====== SUPPLIED DATA ======

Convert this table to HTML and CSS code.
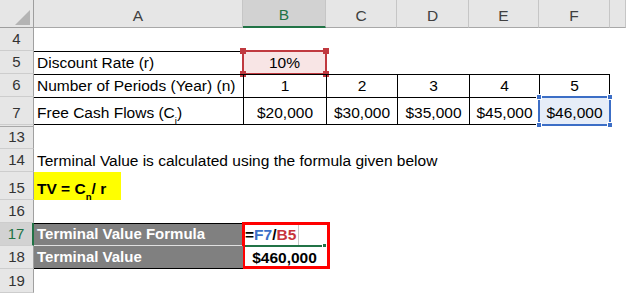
FILE: index.html
```html
<!DOCTYPE html>
<html>
<head>
<meta charset="utf-8">
<link rel="stylesheet" href="styles.css">
</head>
<body>
<div class="sheet">
  <div class="row hdr">
    <div class="corner"></div>
    <div class="ch">A</div><div class="ch sel">B</div><div class="ch">C</div><div class="ch">D</div><div class="ch">E</div><div class="ch">F</div><div class="ch"></div>
  </div>
  <div class="row">
    <div class="rh">4</div><div></div><div></div><div></div><div></div><div></div><div></div><div></div>
  </div>
  <div class="row">
    <div class="rh">5</div>
    <div class="txt bt">Discount Rate (r)</div>
    <div class="num bt ref-red">10%<i class="box red"><b class="hd tl"></b><b class="hd tr"></b><b class="hd bl2"></b><b class="hd br2"></b></i></div>
    <div></div><div></div><div></div><div></div><div></div>
  </div>
  <div class="row">
    <div class="rh">6</div>
    <div class="txt bt">Number of Periods (Year) (n)</div>
    <div class="num bt bl">1</div>
    <div class="num bt bl">2</div>
    <div class="num bt bl">3</div>
    <div class="num bt bl">4</div>
    <div class="num bt bl br">5</div>
    <div></div>
  </div>
  <div class="row h28">
    <div class="rh">7</div>
    <div class="txt bt bb">Free Cash Flows (C<sub>i</sub>)</div>
    <div class="num bt bl bb">$20,000</div>
    <div class="num bt bl bb">$30,000</div>
    <div class="num bt bl bb">$35,000</div>
    <div class="num bt bl bb">$45,000</div>
    <div class="num bt bl br bb ref-blue">$46,000<i class="box blue"><b class="hd tl"></b><b class="hd tr"></b><b class="hd bl2"></b><b class="hd br2"></b></i></div>
    <div></div>
  </div>
  <div class="row gap">
    <div class="rh"></div><div></div><div></div><div></div><div></div><div></div><div></div><div></div>
  </div>
  <div class="row h22">
    <div class="rh">13</div><div></div><div></div><div></div><div></div><div></div><div></div><div></div>
  </div>
  <div class="row">
    <div class="rh">14</div>
    <div class="txt">Terminal Value is calculated using the formula given below</div>
    <div></div><div></div><div></div><div></div><div></div><div></div>
  </div>
  <div class="row h28">
    <div class="rh">15</div>
    <div class="yel-cell"><span class="yel">TV = C<sub>n</sub> / r</span></div>
    <div></div><div></div><div></div><div></div><div></div><div></div>
  </div>
  <div class="row">
    <div class="rh">16</div><div></div><div></div><div></div><div></div><div></div><div></div><div></div>
  </div>
  <div class="row">
    <div class="rh sel">17</div>
    <div class="txt dark bt sep">Terminal Value Formula</div>
    <div class="edit"><span class="formula">=<span class="fb">F7</span>/<span class="fr">B5</span></span><span class="vline"></span><i class="active"><b class="ahd"></b></i><i class="redbox"></i></div>
    <div></div><div></div><div></div><div></div><div></div>
  </div>
  <div class="row">
    <div class="rh">18</div>
    <div class="txt dark bb">Terminal Value</div>
    <div class="num bold">$460,000</div>
    <div></div><div></div><div></div><div></div><div></div>
  </div>
  <div class="row h24">
    <div class="rh">19</div><div></div><div></div><div></div><div></div><div></div><div></div><div></div>
  </div>
</div>
</body>
</html>
```
FILE: styles.css
```css
* { box-sizing: border-box; margin: 0; padding: 0; }
html, body { background: #fff; }
body {
  margin: 0;
  font-family: "Liberation Sans", Arial, sans-serif;
  font-size: 15.5px;
  color: #000;
  overflow: hidden;
}
.sheet { width: 626px; height: 293px; overflow: hidden; }
.row {
  display: grid;
  grid-template-columns: 34px 209px 83px 71px 72px 70px 71px 16px;
  height: 23px;
}
.row > div {
  display: flex;
  align-items: flex-end;
  padding-bottom: 3px;
  line-height: 17px;
  white-space: nowrap;
  position: relative;
  min-width: 0;
}
.hdr { height: 28px; }
.h28 { height: 28px; }
.h22 { height: 22px; }
.h24 { height: 24px; }
.gap { height: 2px; }
.gap > div { padding: 0 !important; }

sub { font-size: 0.62em; vertical-align: -0.3em; line-height: 0; }

.corner {
  background: #e6e6e6;
  border-right: 1px solid #9e9e9e;
  border-bottom: 1px solid #9e9e9e;
}
.corner::after {
  content: "";
  position: absolute;
  left: 15px; top: 10px;
  width: 15px; height: 15px;
  background: #b4b4b4;
  clip-path: polygon(100% 0, 100% 100%, 0 100%);
}
.ch {
  background: #e6e6e6;
  border-right: 1px solid #c6c6c6;
  border-bottom: 1px solid #a8a8a8;
  justify-content: center;
  color: #404040;
}
.ch.sel {
  background: #d2d2d2;
  color: #217346;
  border-bottom: 2px solid #217346;
}
.rh {
  background: #e6e6e6;
  border-right: 1px solid #a0a0a0;
  border-bottom: 1px solid #cdcdcd;
  justify-content: center;
  color: #333;
  font-size: 15px;
}
.gap .rh { border-bottom: 1px solid #a8a8a8; background: #e6e6e6; }
.rh.sel {
  background: #d2d2d2;
  color: #217346;
  border-right: 2px solid #217346;
}

.txt { padding-left: 3px; }
.num { justify-content: center; }
.bold { font-weight: bold; }
.bt { border-top: 1px solid #000; }
.bb { border-bottom: 1px solid #000; }
.bl { border-left: 1px solid #000; }
.br { border-right: 1px solid #000; }

.ref-red { background: #f8e5e5; }
.ref-blue { background: #e6edf8; }
.box {
  position: absolute;
  border: 2px solid;
}
.box.red { border-color: #c0393f; left: -1px; right: -1px; top: -2px; bottom: -1px; }
.box.blue { border-color: #3c6ec6; left: -2px; right: -2px; top: -2px; bottom: -2px; }
.hd {
  position: absolute;
  width: 6px; height: 6px;
}
.red .hd { background: #c0393f; }
.blue .hd { background: #3c6ec6; border: 1px solid #fff; }
.hd.tl { left: -4px; top: -4px; }
.hd.tr { right: -4px; top: -4px; }
.hd.bl2 { left: -4px; bottom: -4px; }
.hd.br2 { right: -4px; bottom: -4px; }

.yel-cell { padding-bottom: 0 !important; align-items: stretch !important; }
.yel {
  width: 87px;
  background: #ffff00;
  font-weight: bold;
  padding-left: 3px;
  padding-bottom: 3px;
  display: flex;
  align-items: flex-end;
}

.dark {
  background: #808080;
  color: #fff;
  font-weight: bold;
  font-size: 15px;
}
.sep { border-bottom: 1px solid #e0e0e0; }

.edit { padding-left: 2px; font-weight: bold; }
.fb { color: #3b6fc8; }
.fr { color: #c7343c; }
.vline {
  align-self: flex-end;
  width: 1px;
  height: 20px;
  background: #c8c8c8;
  margin-left: 2px;
  margin-bottom: -2px;
}
.active {
  position: absolute;
  left: 2px; right: 1px; bottom: -1px;
  height: 2px;
  background: #217346;
}
.ahd {
  position: absolute;
  right: -2px; top: -2px;
  width: 5px; height: 5px;
  background: #217346;
  border: 1px solid #fff;
}
.redbox {
  position: absolute;
  left: -1px; top: -1px;
  width: 88px; height: 47px;
  border: 3px solid #ff0000;
}
```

======

Write out every line above exactly as it is, leaving out the pictures.

Convert this table to HTML and CSS code.
FILE: index.html
```html
<!DOCTYPE html>
<html>
<head>
<meta charset="utf-8">
<link rel="stylesheet" href="styles.css">
</head>
<body>
<div class="sheet">
  <div class="row hdr">
    <div class="corner"></div>
    <div class="ch">A</div><div class="ch sel">B</div><div class="ch">C</div><div class="ch">D</div><div class="ch">E</div><div class="ch">F</div><div class="ch"></div>
  </div>
  <div class="row">
    <div class="rh">4</div><div></div><div></div><div></div><div></div><div></div><div></div><div></div>
  </div>
  <div class="row">
    <div class="rh">5</div>
    <div class="txt bt">Discount Rate (r)</div>
    <div class="num bt ref-red">10%<i class="box red"><b class="hd tl"></b><b class="hd tr"></b><b class="hd bl2"></b><b class="hd br2"></b></i></div>
    <div></div><div></div><div></div><div></div><div></div>
  </div>
  <div class="row">
    <div class="rh">6</div>
    <div class="txt bt">Number of Periods (Year) (n)</div>
    <div class="num bt bl">1</div>
    <div class="num bt bl">2</div>
    <div class="num bt bl">3</div>
    <div class="num bt bl">4</div>
    <div class="num bt bl br">5</div>
    <div></div>
  </div>
  <div class="row h28">
    <div class="rh">7</div>
    <div class="txt bt bb">Free Cash Flows (C<sub>i</sub>)</div>
    <div class="num bt bl bb">$20,000</div>
    <div class="num bt bl bb">$30,000</div>
    <div class="num bt bl bb">$35,000</div>
    <div class="num bt bl bb">$45,000</div>
    <div class="num bt bl br bb ref-blue">$46,000<i class="box blue"><b class="hd tl"></b><b class="hd tr"></b><b class="hd bl2"></b><b class="hd br2"></b></i></div>
    <div></div>
  </div>
  <div class="row gap">
    <div class="rh"></div><div></div><div></div><div></div><div></div><div></div><div></div><div></div>
  </div>
  <div class="row h22">
    <div class="rh">13</div><div></div><div></div><div></div><div></div><div></div><div></div><div></div>
  </div>
  <div class="row">
    <div class="rh">14</div>
    <div class="txt">Terminal Value is calculated using the formula given below</div>
    <div></div><div></div><div></div><div></div><div></div><div></div>
  </div>
  <div class="row h28">
    <div class="rh">15</div>
    <div class="yel-cell"><span class="yel">TV = C<sub>n</sub> / r</span></div>
    <div></div><div></div><div></div><div></div><div></div><div></div>
  </div>
  <div class="row">
    <div class="rh">16</div><div></div><div></div><div></div><div></div><div></div><div></div><div></div>
  </div>
  <div class="row">
    <div class="rh sel">17</div>
    <div class="txt dark bt sep">Terminal Value Formula</div>
    <div class="edit"><span class="formula">=<span class="fb">F7</span>/<span class="fr">B5</span></span><span class="vline"></span><i class="active"><b class="ahd"></b></i><i class="redbox"></i></div>
    <div></div><div></div><div></div><div></div><div></div>
  </div>
  <div class="row">
    <div class="rh">18</div>
    <div class="txt dark bb">Terminal Value</div>
    <div class="num bold">$460,000</div>
    <div></div><div></div><div></div><div></div><div></div>
  </div>
  <div class="row h24">
    <div class="rh">19</div><div></div><div></div><div></div><div></div><div></div><div></div><div></div>
  </div>
</div>
</body>
</html>
```
FILE: styles.css
```css
* { box-sizing: border-box; margin: 0; padding: 0; }
html, body { background: #fff; }
body {
  margin: 0;
  font-family: "Liberation Sans", Arial, sans-serif;
  font-size: 15.5px;
  color: #000;
  overflow: hidden;
}
.sheet { width: 626px; height: 293px; overflow: hidden; }
.row {
  display: grid;
  grid-template-columns: 34px 209px 83px 71px 72px 70px 71px 16px;
  height: 23px;
}
.row > div {
  display: flex;
  align-items: flex-end;
  padding-bottom: 3px;
  line-height: 17px;
  white-space: nowrap;
  position: relative;
  min-width: 0;
}
.hdr { height: 28px; }
.h28 { height: 28px; }
.h22 { height: 22px; }
.h24 { height: 24px; }
.gap { height: 2px; }
.gap > div { padding: 0 !important; }

sub { font-size: 0.62em; vertical-align: -0.3em; line-height: 0; }

.corner {
  background: #e6e6e6;
  border-right: 1px solid #9e9e9e;
  border-bottom: 1px solid #9e9e9e;
}
.corner::after {
  content: "";
  position: absolute;
  left: 15px; top: 10px;
  width: 15px; height: 15px;
  background: #b4b4b4;
  clip-path: polygon(100% 0, 100% 100%, 0 100%);
}
.ch {
  background: #e6e6e6;
  border-right: 1px solid #c6c6c6;
  border-bottom: 1px solid #a8a8a8;
  justify-content: center;
  color: #404040;
}
.ch.sel {
  background: #d2d2d2;
  color: #217346;
  border-bottom: 2px solid #217346;
}
.rh {
  background: #e6e6e6;
  border-right: 1px solid #a0a0a0;
  border-bottom: 1px solid #cdcdcd;
  justify-content: center;
  color: #333;
  font-size: 15px;
}
.gap .rh { border-bottom: 1px solid #a8a8a8; background: #e6e6e6; }
.rh.sel {
  background: #d2d2d2;
  color: #217346;
  border-right: 2px solid #217346;
}

.txt { padding-left: 3px; }
.num { justify-content: center; }
.bold { font-weight: bold; }
.bt { border-top: 1px solid #000; }
.bb { border-bottom: 1px solid #000; }
.bl { border-left: 1px solid #000; }
.br { border-right: 1px solid #000; }

.ref-red { background: #f8e5e5; }
.ref-blue { background: #e6edf8; }
.box {
  position: absolute;
  border: 2px solid;
}
.box.red { border-color: #c0393f; left: -1px; right: -1px; top: -2px; bottom: -1px; }
.box.blue { border-color: #3c6ec6; left: -2px; right: -2px; top: -2px; bottom: -2px; }
.hd {
  position: absolute;
  width: 6px; height: 6px;
}
.red .hd { background: #c0393f; }
.blue .hd { background: #3c6ec6; border: 1px solid #fff; }
.hd.tl { left: -4px; top: -4px; }
.hd.tr { right: -4px; top: -4px; }
.hd.bl2 { left: -4px; bottom: -4px; }
.hd.br2 { right: -4px; bottom: -4px; }

.yel-cell { padding-bottom: 0 !important; align-items: stretch !important; }
.yel {
  width: 87px;
  background: #ffff00;
  font-weight: bold;
  padding-left: 3px;
  padding-bottom: 3px;
  display: flex;
  align-items: flex-end;
}

.dark {
  background: #808080;
  color: #fff;
  font-weight: bold;
  font-size: 15px;
}
.sep { border-bottom: 1px solid #e0e0e0; }

.edit { padding-left: 2px; font-weight: bold; }
.fb { color: #3b6fc8; }
.fr { color: #c7343c; }
.vline {
  align-self: flex-end;
  width: 1px;
  height: 20px;
  background: #c8c8c8;
  margin-left: 2px;
  margin-bottom: -2px;
}
.active {
  position: absolute;
  left: 2px; right: 1px; bottom: -1px;
  height: 2px;
  background: #217346;
}
.ahd {
  position: absolute;
  right: -2px; top: -2px;
  width: 5px; height: 5px;
  background: #217346;
  border: 1px solid #fff;
}
.redbox {
  position: absolute;
  left: -1px; top: -1px;
  width: 88px; height: 47px;
  border: 3px solid #ff0000;
}
```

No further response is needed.